O novo despertar para as letras africanas

“Vemos um renascimento da atenção do mundo literário em relação à África”, afirmou Xavier Garnier, professor de literatura africana na Universidade Sorbonne, na França, à agência AFP.

O movimento começou com o prêmio Nobel do tanzaniano Abdulrazak Gurnah, em 2021. Seu livro mais famoso, o espetacular romance Sobrevidas, trata do efeito brutal do colonialismo sobre o continente. O contexto histórico aborda o período relativo à ocupação do norte da África pelos alemães, no início do século 20. O enredo de Gurnah demonstra como as decisões tomadas em salas de guerra europeias afetaram a vida e o cotidiano dos habitantes da região, dividindo famílias e criando novos conflitos regionais.

No ano seguinte, em 2022, foi a vez de outro africano, o senegalês Boubacar Boris Diop, vencer o renomado prêmio norte-americano Neustadt.


Abdulrazak Gurnah: segundo autor africano negro premiado pela Academia sueca em 122 anos (Crédito:Pascal Le Segretain)

A literatura africana só foi reconhecida pelo Nobel no final do século 20. A láurea criada pela Academia sueca em 1901 levou 85 anos para premiar um escritor do continente.

O nigeriano Wole Soyinka, poeta, romancista e dramaturgo, foi o primeiro a recebê-lo, em 1986. Depois vieram o egípcio Naguib Mahfouz (1988) e os sul-africanos Nadine Gordimer (1991) e J.M. Coetzee (2003).

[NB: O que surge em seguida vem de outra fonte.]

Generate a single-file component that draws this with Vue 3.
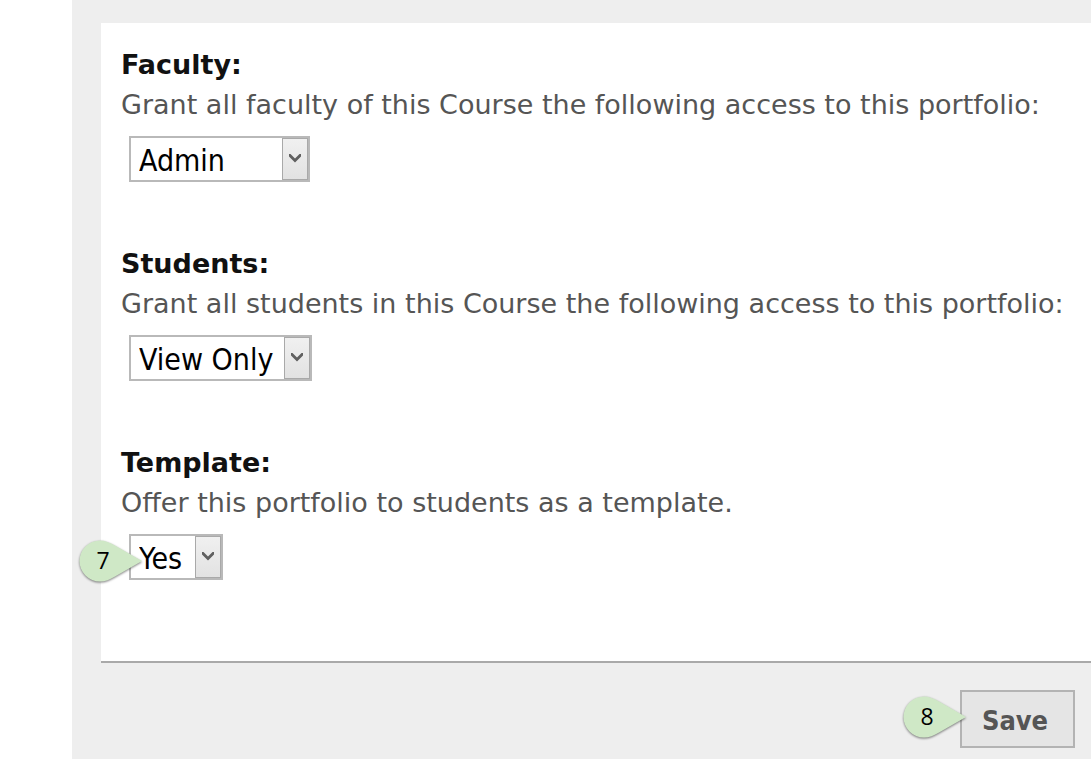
<script setup>
import { reactive } from 'vue'

const fields = reactive([
  {
    id: 'faculty',
    title: 'Faculty:',
    text: 'Grant all faculty of this Course the following access to this portfolio:',
    value: 'Admin',
    options: ['Admin', 'View Only'],
  },
  {
    id: 'students',
    title: 'Students:',
    text: 'Grant all students in this Course the following access to this portfolio:',
    value: 'View Only',
    options: ['Admin', 'View Only'],
  },
  {
    id: 'template',
    title: 'Template:',
    text: 'Offer this portfolio to students as a template.',
    value: 'Yes',
    options: ['Yes', 'No'],
    step: '7',
  },
])
</script>

<template>
  <main class="page">
    <form class="shell" @submit.prevent>
      <div class="panel">
        <section v-for="f in fields" :key="f.id" class="field">
          <h2 class="title">{{ f.title }}</h2>
          <label :for="f.id" class="text">{{ f.text }}</label>
          <div class="control" :class="f.id">
            <select :id="f.id" v-model="f.value" class="select">
              <option v-for="o in f.options" :key="o">{{ o }}</option>
            </select>
            <span class="arrow" aria-hidden="true">
              <svg width="12" height="10" viewBox="0 0 12 10">
                <path d="M0 1V3.5L6 9.5L12 3.5V1H10.5L6 5.5L1.5 1Z" fill="#606060" />
              </svg>
            </span>
            <span v-if="f.step" class="callout">
              <svg class="drop" width="66" height="44" viewBox="0 0 66 44" aria-hidden="true">
                <path d="M64 22L37 6.5C32 3.5 27 1.5 22 1.5A20.5 20.5 0 0 0 22 42.5C27 42.5 32 40.5 37 37.5Z" />
              </svg>
              <span class="number">{{ f.step }}</span>
            </span>
          </div>
        </section>
      </div>
      <div class="actions">
        <div class="save-wrap">
          <button type="submit" class="save">Save</button>
          <span class="callout">
            <svg class="drop" width="66" height="44" viewBox="0 0 66 44" aria-hidden="true">
              <path d="M64 22L37 6.5C32 3.5 27 1.5 22 1.5A20.5 20.5 0 0 0 22 42.5C27 42.5 32 40.5 37 37.5Z" />
            </svg>
            <span class="number">8</span>
          </span>
        </div>
      </div>
    </form>
  </main>
</template>

<style>
body {
  background: #fff;
}
</style>

<style scoped>
.page {
  min-height: 100vh;
  display: flex;
  padding-left: 72px;
  box-sizing: border-box;
  overflow: hidden;
  font-family: Verdana, "DejaVu Sans", sans-serif;
}
.shell {
  flex: 1;
  min-width: 0;
  padding: 23px 0 0 29px;
  background: #eee;
}
.panel {
  padding: 22px 0 19px 20px;
  background: #fff;
  border-bottom: 2px solid #a9a9a9;
}
.field {
  padding-bottom: 62px;
}
.title,
.text {
  display: block;
  margin: 0;
  font-size: 27px;
  line-height: 40px;
  white-space: nowrap;
}
.title {
  font-weight: bold;
  color: #111;
}
.text {
  color: #555;
}
.control {
  position: relative;
  width: 181px;
  height: 46px;
  margin: 11px 0 0 8px;
}
.control.students {
  width: 183px;
}
.control.template {
  width: 94px;
}
.select {
  appearance: none;
  display: block;
  width: 100%;
  height: 100%;
  box-sizing: border-box;
  margin: 0;
  padding: 2px 0 0 8px;
  border: 2px solid #b9b9b9;
  border-radius: 0;
  background: #fff;
  color: #000;
  font-family: Tahoma, "DejaVu Sans Condensed", "DejaVu Sans", sans-serif;
  font-size: 30px;
}
.arrow {
  position: absolute;
  top: 2px;
  right: 2px;
  bottom: 2px;
  width: 26px;
  box-sizing: border-box;
  display: flex;
  align-items: center;
  justify-content: center;
  padding-bottom: 2px;
  border: 1px solid #a9a9a9;
  background: linear-gradient(#f0f0f0, #e2e2e2);
  pointer-events: none;
}
.callout {
  position: absolute;
  left: -51px;
  top: 5px;
  width: 66px;
  height: 44px;
  pointer-events: none;
}
.drop {
  display: block;
  overflow: visible;
  fill: #cfe8c6;
  filter: drop-shadow(0 1px 1px rgba(0, 0, 0, 0.5));
}
.number {
  position: absolute;
  left: 0;
  top: 0;
  width: 50px;
  line-height: 42px;
  text-align: center;
  font-family: "Open Sans", "Noto Sans", sans-serif;
  font-size: 23px;
  color: #000;
}
.actions {
  display: flex;
  justify-content: flex-end;
  padding: 27px 16px 11px;
}
.save-wrap {
  position: relative;
}
.save-wrap .callout {
  left: -58px;
}
.save {
  display: block;
  width: 115px;
  height: 58px;
  padding: 2px 5px 0 0;
  border: 2px solid #b3b3b3;
  border-radius: 0;
  background: #e5e5e5;
  color: #555;
  font-family: Tahoma, "DejaVu Sans Condensed", "DejaVu Sans", sans-serif;
  font-size: 27px;
  font-weight: bold;
}
</style>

Há, no entanto, um pequeno detalhe nessa lista: nenhum desses três últimos autores era negro. Essa é uma das razões que fizeram a vitória de Gurnah ter o impacto de uma verdadeira revolução para a literatura africana. Ele passa a ser o segundo autor africano negro a levar o Nobel em 122 anos — uma injustiça que, ainda que de forma tardia, começa enfim a ser reparada.